Definition
Primordial black holes are hypothetical black holes that formed in the very early universe from large density fluctuations, rather than from the collapse of massive stars.
Their possible masses span an extraordinary range — from less than a microgram to thousands of solar masses — depending on when in the early universe they formed.
Why it matters
How it works
In the very early universe, density fluctuations on small scales were rapidly stretched by cosmic expansion but, in rare regions, could be large enough to overcome that expansion and collapse. If a region exceeded the critical density on the scale of the cosmic horizon, it would collapse to a black hole whose mass is roughly the horizon mass at that time. Earlier collapse means smaller masses: a primordial black hole formed when the universe was 10⁻²³ seconds old has mass around 10⁵ kg; formed at 10⁻⁵ seconds, around one solar mass.

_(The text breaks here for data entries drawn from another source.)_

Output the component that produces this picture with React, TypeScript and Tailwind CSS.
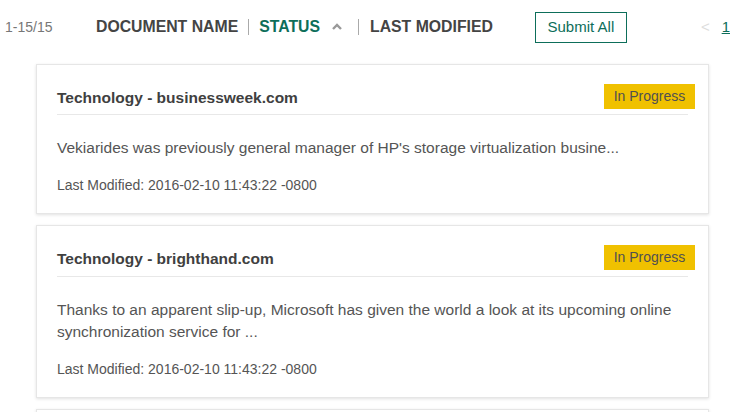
import React from 'react';

type Doc = {
  title: string;
  status: string;
  summary: string;
  modified: string;
};

const docs: Doc[] = [
  {
    title: 'Technology - businessweek.com',
    status: 'In Progress',
    summary: "Vekiarides was previously general manager of HP's storage virtualization busine...",
    modified: '2016-02-10 11:43:22 -0800',
  },
  {
    title: 'Technology - brighthand.com',
    status: 'In Progress',
    summary:
      'Thanks to an apparent slip-up, Microsoft has given the world a look at its upcoming online synchronization service for ...',
    modified: '2016-02-10 11:43:22 -0800',
  },
  {
    title: 'Technology - cnet.com',
    status: 'In Progress',
    summary: 'Loading...',
    modified: '2016-02-10 11:43:22 -0800',
  },
];

const DocCard: React.FC<{ doc: Doc }> = ({ doc }) => (
  <div className="border border-[#e6e6e6] bg-white px-5 pt-[18px] pb-[18px] shadow-[0_1px_3px_rgba(0,0,0,0.12)]">
    {/* Card header */}
    <div className="flex items-center justify-between border-b border-[#e8e8e8] pb-[5px]">
      <h3 className="pt-[3px] text-[15.5px] font-bold text-[#404040]">{doc.title}</h3>
      <span className="-mr-[7px] flex h-[25px] w-[91px] items-center justify-center bg-[#f0c100] text-[14px] text-[#505050]">
        {doc.status}
      </span>
    </div>
    <p className="mt-[22px] text-[15.5px] leading-[22px] text-[#555]">{doc.summary}</p>
    <p className="mt-4 text-[14px] leading-5 text-[#555]">Last Modified: {doc.modified}</p>
  </div>
);

export default function App() {
  return (
    <div className="min-h-screen overflow-hidden bg-white font-['Liberation_Sans',Arial,sans-serif]">
      {/* Toolbar */}
      <div className="flex h-[54px] items-center whitespace-nowrap">
        <span className="w-[96px] pl-[5px] text-[14px] text-[#777]">1-15/15</span>
        <div className="flex items-center text-[15.8px] font-bold">
          <span className="text-[#444]">DOCUMENT NAME</span>
          <span className="mx-[10px] h-4 w-px bg-[#aaa]" />
          <span className="text-[#0d6e5a]">STATUS</span>
          <svg className="ml-[11px] h-3 w-3 text-[#999]" viewBox="0 0 12 12" fill="none">
            <path d="M2 8 L6 4 L10 8" stroke="currentColor" strokeWidth="2.4" />
          </svg>
          <span className="mx-[15px] h-4 w-px bg-[#aaa]" />
          <span className="ml-[-4px] text-[#444]">LAST MODIFIED</span>
        </div>
        <button className="ml-[42px] flex h-[31px] w-[92px] items-center justify-center border border-[#0d6e5a] text-[15px] text-[#0d6e5a]">
          Submit All
        </button>
        <span className="ml-[74px] text-[15px] text-[#ddd]">&lt;</span>
        <span className="ml-[12px] text-[15px] text-[#0d6e5a] underline">1</span>
      </div>

      {/* Document list */}
      <div className="ml-[36px] flex w-[673px] flex-col gap-[11px] pt-[10px]">
        {docs.map((d) => (
          <DocCard key={d.title} doc={d} />
        ))}
      </div>
    </div>
  );
}
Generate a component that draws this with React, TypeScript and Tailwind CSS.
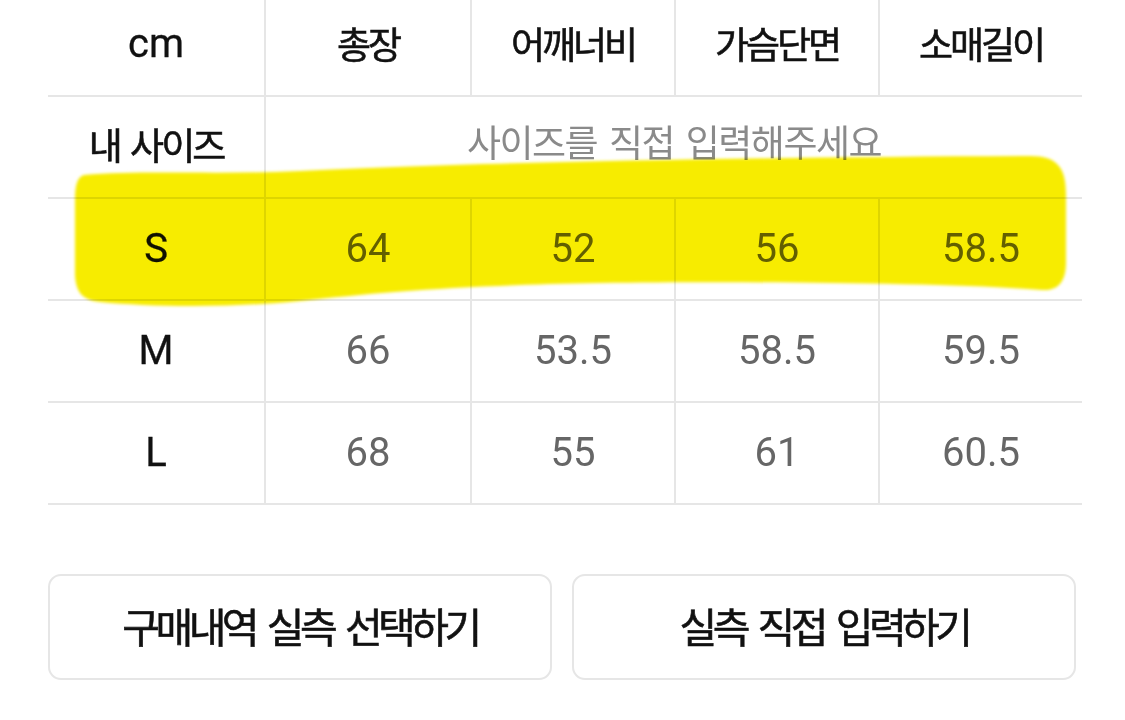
import React from "react";

const headers = ["총장", "어깨너비", "가슴단면", "소매길이"];
const rows: { size: string; vals: string[] }[] = [
  { size: "S", vals: ["64", "52", "56", "58.5"] },
  { size: "M", vals: ["66", "53.5", "58.5", "59.5"] },
  { size: "L", vals: ["68", "55", "61", "60.5"] },
];

const grid = "grid grid-cols-[218px_206px_204px_204px_202px]";
const kr = "font-['Noto_Sans_CJK_KR',sans-serif]";
const lat = "font-['Roboto','Noto_Sans_CJK_KR',sans-serif]";
const line = "border-[#e6e6e6]";
const semi = "font-normal [-webkit-text-stroke:0.6px_#111]";

function Cell({ children, right, className }: { children: React.ReactNode; right?: boolean; className: string }) {
  return (
    <div className={`flex items-center justify-center ${right ? `border-r-2 ${line}` : ""} ${className}`}>
      {children}
    </div>
  );
}

export default function App() {
  return (
    <div className="relative w-[1125px] h-[720px] bg-white overflow-hidden">
      <div className="ml-[48px] w-[1034px]">
        {/* header */}
        <div className={`${grid} h-[97px] border-b-2 ${line}`}>
          <Cell right className={`${lat} pb-[8px] text-[40px] text-[#111] [-webkit-text-stroke:0.3px_#111]`}>
            cm
          </Cell>
          {headers.map((h, i) => (
            <Cell
              key={h}
              right={i < 3}
              className={`${kr} ${semi} pb-[8px] text-[37px] tracking-[-3px] text-[#111]`}
            >
              {h}
            </Cell>
          ))}
        </div>

        {/* my size */}
        <div className={`${grid} h-[102px] border-b-2 ${line}`}>
          <Cell right className={`${kr} ${semi} pb-[4px] text-[37px] tracking-[-3px] [word-spacing:5px] text-[#111]`}>
            내 사이즈
          </Cell>
          <div
            className={`${kr} col-span-4 flex items-center justify-center pb-[10px] text-[37px] tracking-[-1.5px] [word-spacing:5px] text-[#8a8a8a]`}
          >
            사이즈를 직접 입력해주세요
          </div>
        </div>

        {rows.map((r) => (
          <div key={r.size} className={`${grid} h-[102px] border-b-2 ${line}`}>
            <Cell right className={`${lat} text-[40px] text-[#111] [-webkit-text-stroke:0.3px_#111]`}>
              {r.size}
            </Cell>
            {r.vals.map((v, i) => (
              <Cell key={i} right={i < 3} className={`${lat} text-[40px] text-[#666]`}>
                {v}
              </Cell>
            ))}
          </div>
        ))}
      </div>

      {/* buttons */}
      <div className="mt-[69px] ml-[48px] flex gap-[20px]">
        {["구매내역 실측 선택하기", "실측 직접 입력하기"].map((t) => (
          <button
            key={t}
            className={`${kr} ${semi} w-[504px] h-[106px] rounded-[13px] border-2 ${line} bg-white flex items-center justify-center pb-[2px] text-[41px] tracking-[-4.5px] [word-spacing:7px] text-[#111]`}
          >
            {t}
          </button>
        ))}
      </div>

      {/* highlighter stroke */}
      <svg
        className="absolute left-0 top-0 pointer-events-none mix-blend-multiply"
        width="1125"
        height="720"
        viewBox="0 0 1125 720"
      >
        <defs>
          <filter id="soft" x="-5%" y="-20%" width="110%" height="140%">
            <feGaussianBlur stdDeviation="1.6" />
          </filter>
        </defs>
        <path
          filter="url(#soft)"
          fill="#f7ec00"
          d="M 84 175
             C 140 170, 220 175, 300 171
             C 450 163, 750 157, 1030 156
             C 1058 156, 1066 168, 1066 195
             L 1066 262
             C 1066 282, 1058 291, 1042 290
             C 950 283, 750 281, 600 283
             C 470 285, 380 292, 300 301
             C 230 308, 150 307, 100 302
             C 82 300, 76 292, 75 275
             L 75 200
             C 75 186, 77 177, 84 175 Z"
        />
      </svg>
    </div>
  );
}
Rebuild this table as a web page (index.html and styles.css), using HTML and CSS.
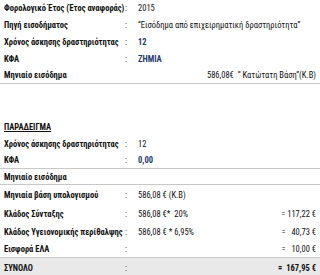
FILE: index.html
```html
<!DOCTYPE html>
<html lang="el">
<head>
<meta charset="utf-8">
<link rel="stylesheet" href="styles.css">
</head>
<body>
<div class="sheet">
  <div class="row r16"><span class="lbl">Φορολογικό Έτος (Έτος αναφοράς)</span><span class="col">:</span><span class="val">2015</span></div>
  <div class="row r17"><span class="lbl">Πηγή εισοδήματος</span><span class="col">:</span><span class="val">“Εισόδημα από επιχειρηματική δραστηριότητα”</span></div>
  <div class="row r17"><span class="lbl">Χρόνος άσκησης δραστηριότητας</span><span class="col">:</span><span class="val blue">12</span></div>
  <div class="row r17"><span class="lbl">ΚΦΑ</span><span class="col">:</span><span class="val blue">ΖΗΜΙΑ</span></div>
  <div class="row r17 bottom-line"><span class="lbl">Μηνιαίο εισόδημα</span><span class="col"></span><span class="val right">586,08€ &nbsp;“ Κατώτατη Βάση”(Κ.Β)</span></div>

  <div class="spacer"></div>

  <div class="row r17"><span class="lbl u">ΠΑΡΑΔΕΙΓΜΑ</span></div>
  <div class="row r17"><span class="lbl">Χρόνος άσκησης δραστηριότητας</span><span class="col">:</span><span class="val">12</span></div>
  <div class="row r17 bottom-line"><span class="lbl">ΚΦΑ</span><span class="col">:</span><span class="val blue">0,00</span></div>
  <div class="row r16 bottom-line"><span class="lbl">Μηνιαίο εισόδημα</span></div>
  <div class="row r20"><span class="lbl">Μηνιαία βάση υπολογισμού</span><span class="col">:</span><span class="val">586,08 € (Κ.Β)</span></div>
  <div class="row r18"><span class="lbl">Κλάδος Σύνταξης</span><span class="col">:</span><span class="val">586,08 €* &nbsp;20%</span><span class="res">= 117,22 €</span></div>
  <div class="row r17"><span class="lbl">Κλάδος Υγειονομικής περίθαλψης</span><span class="col">:</span><span class="val">586,08 € * 6,95%</span><span class="res">= &nbsp;&nbsp;40,73 €</span></div>
  <div class="row r17"><span class="lbl">Εισφορά ΕΛΑ</span><span class="col">:</span><span class="val"></span><span class="res">= &nbsp;&nbsp;10,00 €</span></div>
  <div class="row r17 total"><span class="lbl">ΣΥΝΟΛΟ</span><span class="col">:</span><span class="val"></span><span class="res b">= &nbsp;167,95 €</span></div>
</div>
</body>
</html>
```
FILE: styles.css
```css
html, body {
  margin: 0;
  padding: 0;
  background: #ffffff;
}
body {
  font-family: "Roboto Condensed", Lato, sans-serif;
  font-size: 8.5px;
  color: #111;
}
.sheet {
  width: 320px;
}
.row {
  display: grid;
  grid-template-columns: 121px 13px 1fr auto;
  align-items: center;
  padding: 0 4px;
  box-sizing: border-box;
}
.r16 { height: 16px; }
.r17 { height: 17px; }
.r18 { height: 18px; }
.r20 { height: 20px; }
.lbl {
  font-weight: 700;
  white-space: nowrap;
}
.u { text-decoration: underline; }
.col { text-align: left; }
.val { white-space: nowrap; }
.val.right { grid-column: 3 / 5; text-align: right; }
.blue { color: #1f3a6e; font-weight: 700; }
.res { text-align: right; white-space: nowrap; }
.b { font-weight: 700; }
.bottom-line { border-bottom: 1px solid #c8c8c8; }
.spacer { height: 34px; }
.total {
  background: #e9e9e9;
  border-top: 1px solid #c8c8c8;
  height: 20px;
}
```
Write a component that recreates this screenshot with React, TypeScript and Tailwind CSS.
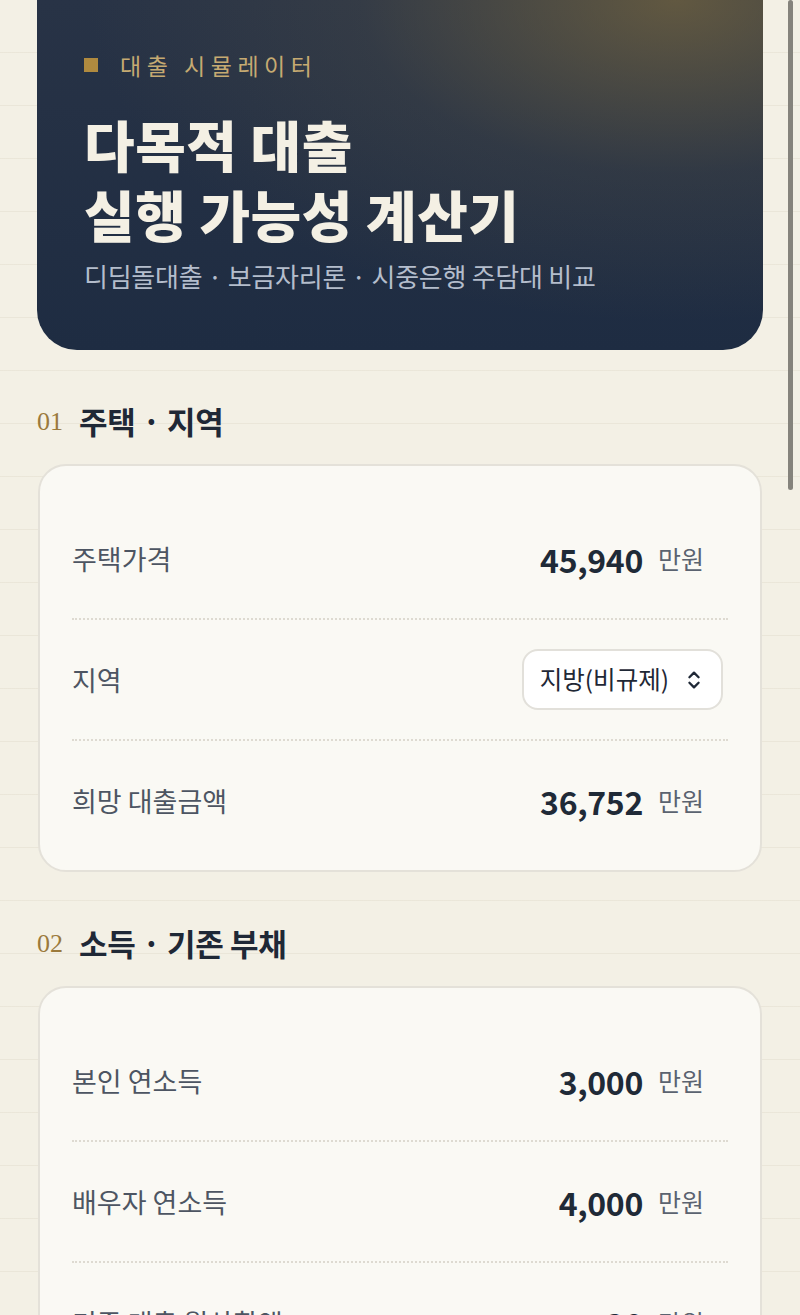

This formation channel is independent of the stellar-collapse route, removing the lower mass limit. Combined with Hawking's 1974 prediction, it makes small primordial black holes especially interesting. A black hole of mass M evaporates in a time roughly (M / 10¹² kg)³ × 10¹⁰ years. So a black hole of about 10¹² kg formed in the early universe should be evaporating today, ending its life in a flash of high-energy gamma rays. Searches by EGRET, Fermi-LAT, and air-shower detectors have not found such bursts, placing upper limits on primordial black-hole abundance in that mass range.
Larger primordial holes — asteroid-mass or larger — would not be evaporating and remain candidates for dark matter. Various constraints from microlensing surveys, dynamical friction in stellar clusters, and CMB anisotropies have closed off many mass windows, but several gaps remain open and remain active research targets.